Manca, dal mio punto di vista, un osservatorio capace di seguire tutte le procedure e le relative attività, concordate in sede di conferenza di servizi, e di cui poi si fa una grande fatica a seguire gli sviluppi nel tempo.

Il Sin di Piombino e tante altre aree che versano nella stessa condizione di trascuratezza, se non di abbandono, avrebbero invece bisogno di essere seguite con certosina e costante attenzione e i progressi nell’avanzamento delle bonifiche – ove ce ne fossero – fatti conoscere alle popolazioni residenti, che spesso vivono dimentiche dell’enorme fattore di rischio cui sono giornalmente esposte.

La strada delle bonifiche e del risanamento dei siti inquinati può e deve essere percorsa, utilizzando un approccio nuovo, diverso; che sia costruttivo e rivolto a ricercare le soluzioni tecniche adeguate.

Per riuscire in tale impresa diventa necessario stimolare sia i residenti sia le istituzioni locali, spesso preda del torpore che l’abitudine temprata dagli anni, e la convivenza forzata anche con le situazioni di oggettivo rischio, purtroppo ingenerano.

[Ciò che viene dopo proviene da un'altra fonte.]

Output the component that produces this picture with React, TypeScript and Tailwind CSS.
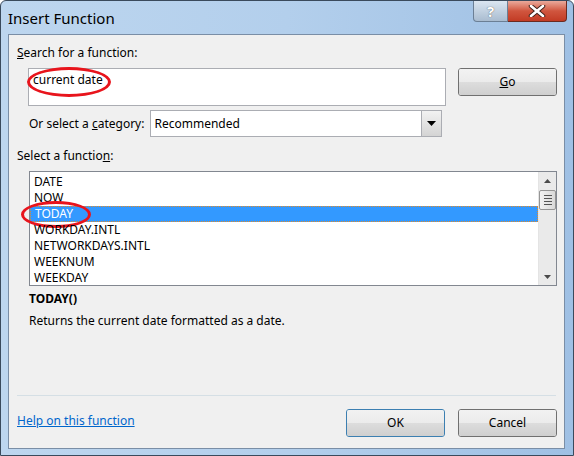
import React from "react";

const font = { fontFamily: '"Noto Sans", "Open Sans", sans-serif' };

const rows = ["DATE", "NOW", "TODAY", "WORKDAY.INTL", "NETWORKDAYS.INTL", "WEEKNUM", "WEEKDAY"];

function WinButton({ label, underline, isDefault }: { label: string; underline?: boolean; isDefault?: boolean }) {
  return (
    <div
      className={
        "relative w-[99px] h-[28px] rounded-[3px] border flex flex-col overflow-hidden " +
        (isDefault ? "border-[#3c7fb1] shadow-[inset_0_0_0_1px_#8fd6f5]" : "border-[#707070] shadow-[inset_0_0_0_1px_#fcfcfc]")
      }
    >
      <div className="h-1/2 bg-gradient-to-b from-[#f2f2f2] to-[#ebebeb]" />
      <div className="h-1/2 bg-gradient-to-b from-[#dddddd] to-[#cfcfcf]" />
      <div className="absolute inset-0 flex items-center justify-center text-[12px] text-black">
        {underline ? (
          <span>
            <span className="underline">{label[0]}</span>
            {label.slice(1)}
          </span>
        ) : (
          label
        )}
      </div>
    </div>
  );
}

export default function App() {
  return (
    <div
      style={font}
      className="w-[574px] h-[456px] relative overflow-hidden rounded-t-[6px] border border-[#3a4a5c] bg-gradient-to-r from-[#bdd6ef] via-[#b3cfec] to-[#9fc0e4] flex flex-col"
    >
      {/* title bar */}
      <div className="h-[33px] flex items-start shrink-0">
        <div className="pl-[7px] pt-[7px] text-[15px] text-black leading-[20px]">Insert Function</div>
        <div className="ml-auto mr-[6px] flex">
          <div className="w-[35px] h-[21px] rounded-bl-[4px] border border-t-0 border-[#6b7f95] bg-gradient-to-b from-[#dbe6f1] to-[#a9bcd0] flex items-center justify-center text-white text-[15px] font-bold [text-shadow:0_0_1px_#333]">
            ?
          </div>
          <div className="w-[59px] h-[21px] rounded-br-[4px] border border-t-0 border-l-0 border-[#6b2a20] bg-gradient-to-b from-[#e9a99b] via-[#d0553e] to-[#c23b24] flex items-center justify-center">
            <svg width="18" height="12" viewBox="0 0 18 12">
              <path d="M3 1 L15 11 M15 1 L3 11" stroke="#40221b" strokeWidth="4.5" strokeLinecap="round" />
              <path d="M3 1 L15 11 M15 1 L3 11" stroke="#ffffff" strokeWidth="2.6" strokeLinecap="round" />
            </svg>
          </div>
        </div>
      </div>

      {/* client area */}
      <div className="ml-[7px] mr-[8px] h-[415px] border border-[#7a8ea6] bg-[#f0f0f0] text-[12px] text-black flex flex-col">
        <div className="pl-[8px] pt-[10px] leading-[16px]">
          <span className="underline">S</span>earch for a function:
        </div>

        <div className="flex mt-[7px] pl-[19px] pr-[7px]">
          <div className="relative w-[418px] h-[38px] bg-white border border-[#abadb3] pl-[4px] pt-[3px] leading-[16px]">
            current date
            <div className="absolute left-[-2px] top-[-2px] w-[84px] h-[30px] rounded-[50%] border-[3px] border-[#e8141c]" />
          </div>
          <div className="ml-auto">
            <WinButton label="Go" underline />
          </div>
        </div>

        <div className="flex items-center mt-[4px] pl-[20px] h-[27px]">
          <span className="leading-[16px]">
            Or select a <span className="underline">c</span>ategory:
          </span>
          <div className="ml-[6px] w-[292px] h-[27px] bg-white border border-[#abadb3] flex items-center">
            <span className="pl-[3px] flex-1">Recommended</span>
            <div className="w-[20px] h-[25px] border-l border-[#abadb3] bg-gradient-to-b from-[#f2f2f2] to-[#d4d4d4] flex items-center justify-center">
              <svg width="9" height="5" viewBox="0 0 9 5">
                <path d="M0 0 H9 L4.5 5 Z" fill="#000" />
              </svg>
            </div>
          </div>
        </div>

        <div className="pl-[8px] mt-[11px] leading-[16px]">
          Select a functio<span className="underline">n</span>:
        </div>

        <div className="ml-[20px] mr-[7px] mt-[7px] h-[115px] bg-white border border-[#828790] flex">
          <div className="flex-1 pt-[2px] flex flex-col">
            {rows.map((r) => (
              <div
                key={r}
                className={
                  "relative h-[16px] shrink-0 flex items-center pl-[4px] " +
                  (r === "TODAY" ? "bg-[#3399ff] text-white border border-dotted border-[#e08a2a] pl-[3px]" : "")
                }
              >
                <span className="leading-[14px]">{r}</span>
                {r === "TODAY" && (
                  <div className="absolute left-[-10px] top-[-6px] w-[70px] h-[27px] rounded-[50%] border-[3px] border-[#e8141c]" />
                )}
              </div>
            ))}
          </div>
          <div className="w-[18px] bg-[#eaeaea] border-l border-[#e4e4e4] flex flex-col items-center">
            <div className="h-[17px] flex items-center justify-center">
              <svg width="7" height="4" viewBox="0 0 7 4">
                <path d="M0 4 H7 L3.5 0 Z" fill="#4a4a4a" />
              </svg>
            </div>
            <div className="w-[17px] h-[20px] mt-[1px] rounded-[2px] border border-[#959595] bg-gradient-to-r from-[#f3f3f3] to-[#d9d9d9] flex flex-col items-center justify-center gap-[2px]">
              <div className="w-[8px] h-[1px] bg-[#555]" />
              <div className="w-[8px] h-[1px] bg-[#555]" />
              <div className="w-[8px] h-[1px] bg-[#555]" />
              <div className="w-[8px] h-[1px] bg-[#555]" />
            </div>
            <div className="mt-auto h-[17px] flex items-center justify-center">
              <svg width="7" height="4" viewBox="0 0 7 4">
                <path d="M0 0 H7 L3.5 4 Z" fill="#4a4a4a" />
              </svg>
            </div>
          </div>
        </div>

        <div className="pl-[20px] mt-[5px] font-bold leading-[16px]">TODAY()</div>
        <div className="pl-[20px] mt-[6px] leading-[16px]">Returns the current date formatted as a date.</div>

        <div className="mt-auto mx-[8px] h-px bg-[#d5dfe5]" />
        <div className="flex items-center pl-[8px] pr-[7px] mt-[13px] mb-[11px]">
          <span className="text-[#0066cc] underline leading-[16px] -mt-[4px]">Help on this function</span>
          <div className="ml-auto flex gap-[13px]">
            <WinButton label="OK" isDefault />
            <WinButton label="Cancel" />
          </div>
        </div>
      </div>
    </div>
  );
}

Aurelio Caligiore, Ammiraglio Ispettore del Corpo della Guardia Costiera

Da oltre trent’anni Ufficiale della Marina Militare del Corpo della Guardia Costiera, l’Ammiraglio Ispettore Aurelio Caligiore è da sempre impegnato in attività legate alla tutela dell’ambiente. Nell’ultimo decennio è stato Capo del Reparto ambientale marino delle Capitanerie di Porto (RAM) presso il ministero dell’Ambiente. Attualmente è Commissario presso la Commissione Pnrr-Pniec del ministero dell’Ambiente e della sicurezza energetica (Mase).